>>>
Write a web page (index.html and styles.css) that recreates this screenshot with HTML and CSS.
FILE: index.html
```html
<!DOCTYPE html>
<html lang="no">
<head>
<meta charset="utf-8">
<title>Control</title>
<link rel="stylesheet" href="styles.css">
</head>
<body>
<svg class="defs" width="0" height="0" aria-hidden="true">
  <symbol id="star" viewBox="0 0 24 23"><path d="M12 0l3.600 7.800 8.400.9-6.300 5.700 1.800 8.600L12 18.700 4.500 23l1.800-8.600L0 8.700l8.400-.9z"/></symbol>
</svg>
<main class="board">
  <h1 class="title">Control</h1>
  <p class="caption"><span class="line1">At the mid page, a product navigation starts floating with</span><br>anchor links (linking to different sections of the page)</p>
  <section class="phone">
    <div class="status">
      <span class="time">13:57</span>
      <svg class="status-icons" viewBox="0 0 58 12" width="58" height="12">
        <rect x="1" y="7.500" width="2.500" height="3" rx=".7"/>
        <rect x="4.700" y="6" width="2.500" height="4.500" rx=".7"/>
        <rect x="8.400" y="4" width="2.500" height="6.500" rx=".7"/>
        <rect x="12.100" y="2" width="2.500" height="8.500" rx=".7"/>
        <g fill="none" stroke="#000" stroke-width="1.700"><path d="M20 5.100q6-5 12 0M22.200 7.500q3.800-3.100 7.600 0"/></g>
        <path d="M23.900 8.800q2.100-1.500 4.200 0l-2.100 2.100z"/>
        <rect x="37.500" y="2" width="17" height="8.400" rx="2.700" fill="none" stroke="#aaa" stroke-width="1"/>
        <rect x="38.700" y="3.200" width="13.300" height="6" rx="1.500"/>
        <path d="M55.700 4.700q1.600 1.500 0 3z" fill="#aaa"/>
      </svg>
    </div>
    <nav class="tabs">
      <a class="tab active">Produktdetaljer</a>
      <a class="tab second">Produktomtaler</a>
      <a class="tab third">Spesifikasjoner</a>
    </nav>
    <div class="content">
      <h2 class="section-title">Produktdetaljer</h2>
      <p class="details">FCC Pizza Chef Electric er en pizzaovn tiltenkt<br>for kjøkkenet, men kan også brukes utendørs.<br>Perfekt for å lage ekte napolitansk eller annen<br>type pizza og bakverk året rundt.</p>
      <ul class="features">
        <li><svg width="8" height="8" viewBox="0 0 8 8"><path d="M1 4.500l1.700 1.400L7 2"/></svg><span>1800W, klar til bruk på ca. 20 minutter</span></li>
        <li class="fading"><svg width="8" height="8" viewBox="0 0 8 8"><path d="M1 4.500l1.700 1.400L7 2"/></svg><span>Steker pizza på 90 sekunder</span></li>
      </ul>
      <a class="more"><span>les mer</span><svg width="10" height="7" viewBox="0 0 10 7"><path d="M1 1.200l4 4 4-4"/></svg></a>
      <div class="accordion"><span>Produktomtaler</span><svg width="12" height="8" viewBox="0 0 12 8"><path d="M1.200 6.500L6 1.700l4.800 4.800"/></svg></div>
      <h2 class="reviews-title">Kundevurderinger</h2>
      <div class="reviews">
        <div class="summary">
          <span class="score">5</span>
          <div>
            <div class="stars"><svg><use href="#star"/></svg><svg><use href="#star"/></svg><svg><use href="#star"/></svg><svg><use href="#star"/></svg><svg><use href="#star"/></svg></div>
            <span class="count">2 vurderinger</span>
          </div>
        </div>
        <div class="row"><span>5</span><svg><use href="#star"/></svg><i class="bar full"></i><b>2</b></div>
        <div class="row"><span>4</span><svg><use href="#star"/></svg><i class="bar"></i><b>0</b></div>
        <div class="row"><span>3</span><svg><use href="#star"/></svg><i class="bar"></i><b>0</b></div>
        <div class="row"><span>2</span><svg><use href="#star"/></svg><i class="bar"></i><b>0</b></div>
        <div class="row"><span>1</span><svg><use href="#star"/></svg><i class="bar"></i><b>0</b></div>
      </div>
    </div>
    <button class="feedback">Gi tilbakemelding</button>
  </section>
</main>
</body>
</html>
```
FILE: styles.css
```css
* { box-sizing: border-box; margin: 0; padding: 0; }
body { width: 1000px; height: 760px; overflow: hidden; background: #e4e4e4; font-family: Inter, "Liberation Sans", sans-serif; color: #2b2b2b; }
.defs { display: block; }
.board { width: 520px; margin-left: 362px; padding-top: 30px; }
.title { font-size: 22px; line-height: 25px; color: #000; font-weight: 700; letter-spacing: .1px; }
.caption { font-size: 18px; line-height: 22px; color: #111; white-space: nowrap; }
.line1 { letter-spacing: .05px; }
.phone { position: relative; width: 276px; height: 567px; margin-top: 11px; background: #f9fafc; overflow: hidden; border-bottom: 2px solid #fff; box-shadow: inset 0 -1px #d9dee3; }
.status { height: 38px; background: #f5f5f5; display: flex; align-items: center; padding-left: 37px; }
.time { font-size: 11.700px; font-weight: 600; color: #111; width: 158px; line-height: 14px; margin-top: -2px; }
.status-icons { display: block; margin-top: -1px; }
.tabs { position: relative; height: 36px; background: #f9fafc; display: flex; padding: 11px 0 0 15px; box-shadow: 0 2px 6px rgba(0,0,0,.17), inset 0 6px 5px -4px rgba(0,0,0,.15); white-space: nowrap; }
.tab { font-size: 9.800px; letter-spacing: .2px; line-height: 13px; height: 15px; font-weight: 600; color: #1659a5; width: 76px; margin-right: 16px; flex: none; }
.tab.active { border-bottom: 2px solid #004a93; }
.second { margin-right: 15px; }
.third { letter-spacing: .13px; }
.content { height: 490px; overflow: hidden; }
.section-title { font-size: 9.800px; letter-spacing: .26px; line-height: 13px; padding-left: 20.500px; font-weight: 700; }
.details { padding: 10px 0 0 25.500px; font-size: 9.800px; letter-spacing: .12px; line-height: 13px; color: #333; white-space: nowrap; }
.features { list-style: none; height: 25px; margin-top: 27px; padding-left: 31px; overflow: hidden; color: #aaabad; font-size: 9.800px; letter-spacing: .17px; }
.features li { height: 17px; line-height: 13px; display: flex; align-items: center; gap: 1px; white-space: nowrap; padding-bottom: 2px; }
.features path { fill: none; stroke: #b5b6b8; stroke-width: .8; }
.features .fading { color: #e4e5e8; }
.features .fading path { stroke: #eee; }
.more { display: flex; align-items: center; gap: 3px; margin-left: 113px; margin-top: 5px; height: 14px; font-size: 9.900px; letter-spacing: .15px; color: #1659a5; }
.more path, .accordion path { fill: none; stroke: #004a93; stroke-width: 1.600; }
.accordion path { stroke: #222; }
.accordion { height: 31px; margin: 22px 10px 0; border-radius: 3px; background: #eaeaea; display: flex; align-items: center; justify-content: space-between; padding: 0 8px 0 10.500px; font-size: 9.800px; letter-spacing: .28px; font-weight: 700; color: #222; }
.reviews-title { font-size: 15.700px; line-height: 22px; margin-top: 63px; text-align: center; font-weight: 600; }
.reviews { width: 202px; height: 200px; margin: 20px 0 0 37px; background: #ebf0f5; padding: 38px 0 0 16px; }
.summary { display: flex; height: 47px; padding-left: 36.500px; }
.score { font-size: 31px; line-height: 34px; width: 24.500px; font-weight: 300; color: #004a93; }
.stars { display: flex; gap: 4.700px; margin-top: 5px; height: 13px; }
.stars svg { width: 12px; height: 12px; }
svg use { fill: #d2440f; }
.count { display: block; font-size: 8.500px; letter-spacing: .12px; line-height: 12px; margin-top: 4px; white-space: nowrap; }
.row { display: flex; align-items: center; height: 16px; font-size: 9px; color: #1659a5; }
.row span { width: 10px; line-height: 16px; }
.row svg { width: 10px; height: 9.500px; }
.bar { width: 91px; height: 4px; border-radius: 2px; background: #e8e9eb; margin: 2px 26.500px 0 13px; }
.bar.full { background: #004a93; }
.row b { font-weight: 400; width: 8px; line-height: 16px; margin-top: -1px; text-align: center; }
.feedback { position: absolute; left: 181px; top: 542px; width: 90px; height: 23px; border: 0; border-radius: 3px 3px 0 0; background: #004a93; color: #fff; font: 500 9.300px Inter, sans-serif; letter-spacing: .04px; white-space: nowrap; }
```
<<<
**Exercise objective**: Search the data above for the string "styles" and return every line that has it.

**Final answer**:
Write a web page (index.html and styles.css) that recreates this screenshot with HTML and CSS.
<link rel="stylesheet" href="styles.css">
FILE: styles.css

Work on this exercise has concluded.